Molecular Determinants of Neutrophil Extracellular Vesicles That Drive Cartilage Regeneration in Inflammatory Arthritis.

Objective: This study was undertaken to establish the potential therapeutic profile of neutrophil-derived extracellular vesicles (EVs) in experimental inflammatory arthritis and associate pharmacological activity with specific EV components, focusing on microRNAs.

Methods: Neutrophil EVs were administered intra-articularly through a prophylactic or therapeutic protocol to male C57BL/6 mice undergoing serum-transfer-induced inflammatory arthritis. Transcriptomic analysis of knees was performed on joints following EV administration, naive and arthritic mice (untreated; n = 4/group) and EV-treated diseased mice (intra-articular administration) with contralateral (vehicle-treated; n = 8/group). Comparison of healthy donor and patients with rheumatoid arthritis (RA) neutrophil EVs was performed.

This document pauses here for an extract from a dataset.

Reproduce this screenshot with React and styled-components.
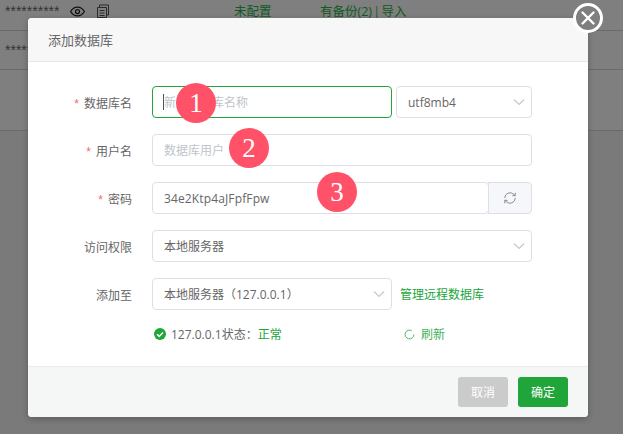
import React from 'react';
import styled, { createGlobalStyle } from 'styled-components';

const Global = createGlobalStyle`
  html, body { margin: 0; padding: 0; }
  body { font-family: "Liberation Sans", "Noto Sans CJK SC", sans-serif; }
  * { box-sizing: border-box; }
`;
const FONT = `"Open Sans", "Noto Sans CJK SC", sans-serif`;

const Page = styled.div`
  position: relative; width: 623px; height: 434px; overflow: hidden;
  background: #7a7a7a; font-family: ${FONT};
`;
const BgRow = styled.div`
  height: ${p => p.$h}px; border-bottom: 1px solid #6a6a6a; background: #7f7f7f;
  display: flex; align-items: flex-start; padding: ${p => p.$pt}px 0 0 5px; color: #333;
`;
const Stars = styled.span` width: 65px; flex: none; line-height: 14px; font-family: "Liberation Sans", sans-serif; font-size: 14px; `;
const BgIcons = styled.span` display: flex; gap: 11px; width: 164px; flex: none; `;
const BgLabel = styled.span`
  color: #0e5a24; font-size: 12.5px; line-height: 16px; width: ${p => p.$w}px; flex: none;
  word-spacing: ${p => p.$ws || 0}px; white-space: nowrap;
`;

const Dialog = styled.div`
  position: absolute; left: 28px; top: 18px; width: 560px; height: 399px;
  background: #fff; border-radius: 4px; display: flex; flex-direction: column;
  box-shadow: 0 2px 6px rgba(0,0,0,.25);
`;
const Header = styled.div`
  height: 44px; padding-left: 20px; display: flex; align-items: center;
  background: #f7f7f7; border-bottom: 1px solid #e8e8e8; border-radius: 4px 4px 0 0;
  font-size: 13px; color: #666;
`;
const Close = styled.div`
  position: absolute; right: -15px; top: -15px; width: 30px; height: 30px; border-radius: 50%;
  background: #7f7f7f; border: 3px solid #fff; display: flex; align-items: center; justify-content: center;
`;
const Form = styled.div`
  flex: 1; padding: 24px 0 0; display: flex; flex-direction: column; gap: 16px;
`;
const Row = styled.div` display: flex; align-items: center; height: 32px; `;
const Label = styled.div`
  width: 104px; text-align: right; font-size: 12px; color: #666; padding-top: 1px;
  flex: none; margin-right: 20px;
`;
const Req = styled.span` color: #f56c6c; margin-right: 5px; font-family: "Liberation Sans", sans-serif; `;
const Box = styled.div`
  height: 32px; width: ${p => p.$w}px; flex: none; position: relative;
  margin-left: ${p => p.$ml || 0}px;
  border: 1px solid ${p => p.$focus ? '#20a53a' : '#dcdfe6'}; border-radius: 4px;
  display: flex; align-items: center; padding-left: 11px; letter-spacing: ${p => p.$ls || 0}px;
  font-size: 12px; color: ${p => p.$ph ? '#c0c4cc' : '#666'}; background: #fff;
`;
const Caret = styled.span` position: absolute; left: 10px; top: 7px; width: 1px; height: 16px; background: #555; `;
const Chev = styled.svg` position: absolute; right: 6px; top: 10px; `;
const Append = styled.div`
  width: 44px; height: 32px; flex: none; margin-left: -1px; background: #f5f7fa;
  border: 1px solid #dcdfe6; border-radius: 0 4px 4px 0;
  display: flex; align-items: center; justify-content: center;
`;
const GreenLink = styled.span` color: #20a53a; font-size: 12px; margin-left: ${p => p.$ml}px; white-space: nowrap; `;
const StatusRow = styled.div`
  display: flex; align-items: center; height: 16px; margin: 0 0 0 126px; font-size: 12px; color: #666;
`;
const Status = styled.span` margin-left: 5px; width: 233px; flex: none; `;
const Good = styled.span` color: #20a53a; `;
const Refresh = styled.span` display: flex; align-items: center; gap: 6px; color: #20a53a; font-size: 12px; opacity: .85; `;
const Footer = styled.div`
  height: 51px; background: #f5f6f6; border-top: 1px solid #ececec; border-radius: 0 0 4px 4px;
  display: flex; align-items: center; justify-content: flex-end; gap: 10px; padding-right: 20px;
`;
const Btn = styled.div`
  width: 50px; height: 30px; border-radius: 3px; background: ${p => p.$bg}; color: #fff; font-size: 12px;
  display: flex; align-items: center; justify-content: center;
`;
const Badge = styled.div`
  position: absolute; left: ${p => p.$x}px; top: ${p => p.$y}px; width: 40px; height: 40px; border-radius: 50%;
  background: #ff5268; color: #fff; font-family: "Liberation Serif", serif; font-size: 27px;
  display: flex; align-items: center; justify-content: center;
`;

const Chevron = () => (
  <Chev width="12" height="10" viewBox="0 0 12 10" fill="none" stroke="#c4c6cc" strokeWidth="1.1"><path d="M1 2.5 L6 7.5 L11 2.5" /></Chev>
);

export default function App() {
  return (
    <Page>
      <Global />
      <BgRow $h={31} $pt={4}>
        <Stars>**********</Stars>
        <BgIcons>
          <svg width="15" height="15" viewBox="0 0 24 24" fill="none" stroke="#111" strokeWidth="2"><path d="M1 12s4-7 11-7 11 7 11 7-4 7-11 7-11-7-11-7z" /><circle cx="12" cy="12" r="3.2" /></svg>
          <svg width="14" height="15" viewBox="0 0 14 15" fill="none" stroke="#2a2a2a" strokeWidth="1"><path d="M3.5 3V1h9v10h-2M1.5 3.5h9v10h-9zM3.5 6.5h5M3.5 9h5M3.5 11.5h5" /></svg>
        </BgIcons>
        <BgLabel $w={86}>未配置</BgLabel>
        <BgLabel $ws={-2}>有备份(2) | 导入</BgLabel>
      </BgRow>
      <BgRow $h={39} $pt={12}><Stars>**********</Stars></BgRow>
      <BgRow $h={61} $pt={0} />
      <Dialog>
        <Close>
          <svg width="16" height="16" viewBox="0 0 16 16" stroke="#fff" strokeWidth="2.4" strokeLinecap="round"><path d="M2.5 2.5l11 11M13.5 2.5l-11 11" /></svg>
        </Close>
        <Header>添加数据库</Header>
        <Form>
          <Row>
            <Label><Req>*</Req>数据库名</Label>
            <Box $w={240} $focus $ph><Caret />新建数据库名称</Box>
            <Box $w={136} $ml={4}>utf8mb4<Chevron /></Box>
          </Row>
          <Row>
            <Label><Req>*</Req>用户名</Label>
            <Box $w={380} $ph>数据库用户</Box>
          </Row>
          <Row>
            <Label><Req>*</Req>密码</Label>
            <Box $w={337} $ls={0.13}>34e2Ktp4aJFpfFpw</Box>
            <Append>
              <svg width="14" height="14" viewBox="0 0 24 24" fill="none" stroke="#8a8d93" strokeWidth="1.7"><path d="M3 12a9 9 0 0 1 15.5-6.2L21 8M21 3v5h-5M21 12a9 9 0 0 1-15.5 6.2L3 16M3 21v-5h5" /></svg>
            </Append>
          </Row>
          <Row>
            <Label>访问权限</Label>
            <Box $w={380}>本地服务器<Chevron /></Box>
          </Row>
          <Row>
            <Label>添加至</Label>
            <Box $w={240}>本地服务器（127.0.0.1）<Chevron /></Box>
            <GreenLink $ml={8}>管理远程数据库</GreenLink>
          </Row>
          <StatusRow>
            <svg width="12" height="12" viewBox="0 0 12 12"><circle cx="6" cy="6" r="6" fill="#20a53a" /><path d="M3 6.2l2.2 2.2L9 4.4" fill="none" stroke="#fff" strokeWidth="1.5" /></svg>
            <Status>127.0.0.1状态：<Good>正常</Good></Status>
            <Refresh>
              <svg width="11" height="11" viewBox="0 0 12 12" fill="none" stroke="#20a53a" strokeWidth="1"><path d="M10.8 6A4.8 4.8 0 1 1 8.5 1.9" /></svg>
              刷新
            </Refresh>
          </StatusRow>
        </Form>
        <Footer>
          <Btn $bg="#cbcbcb">取消</Btn>
          <Btn $bg="#20a53a">确定</Btn>
        </Footer>
      </Dialog>
      <Badge $x={176} $y={83}>1</Badge>
      <Badge $x={229} $y={128}>2</Badge>
      <Badge $x={317} $y={172}>3</Badge>
    </Page>
  );
}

Results: EVs afforded cartilage protection with an increase in collagen-II and reduced collagen-X expression within the joint. To gain mechanistic insights, RNA sequencing of the arthritic joints was conducted. A total of 5,231 genes were differentially expressed (P < 0.05), with 257 unique to EV treatment. EVs affected key regenerative pathways involved in joint development, including Wnt and Notch signaling. This wealth of genomic alteration prompted to identify microRNAs in EVs, 10 of which are associated with RA. As a proof of concept, we focused on miR-455-3p, which was detected in both healthy donor and RA EVs. EV addition to chondrocyte cultures elevated miR-455-3p and exerted anticatabolic effects upon interleukin-1β stimulation; these effects were blocked by actinomycin or miR-455-3p antagomir.

Conclusion: Neutrophils from patients with RA yielded EVs with composition, efficacy, and miR-455-3p content similar to those of healthy volunteers, suggesting that neutrophil EVs could be developed as an autologous treatment to protect and repair joint tissue of patients affected by inflammatory arthritides.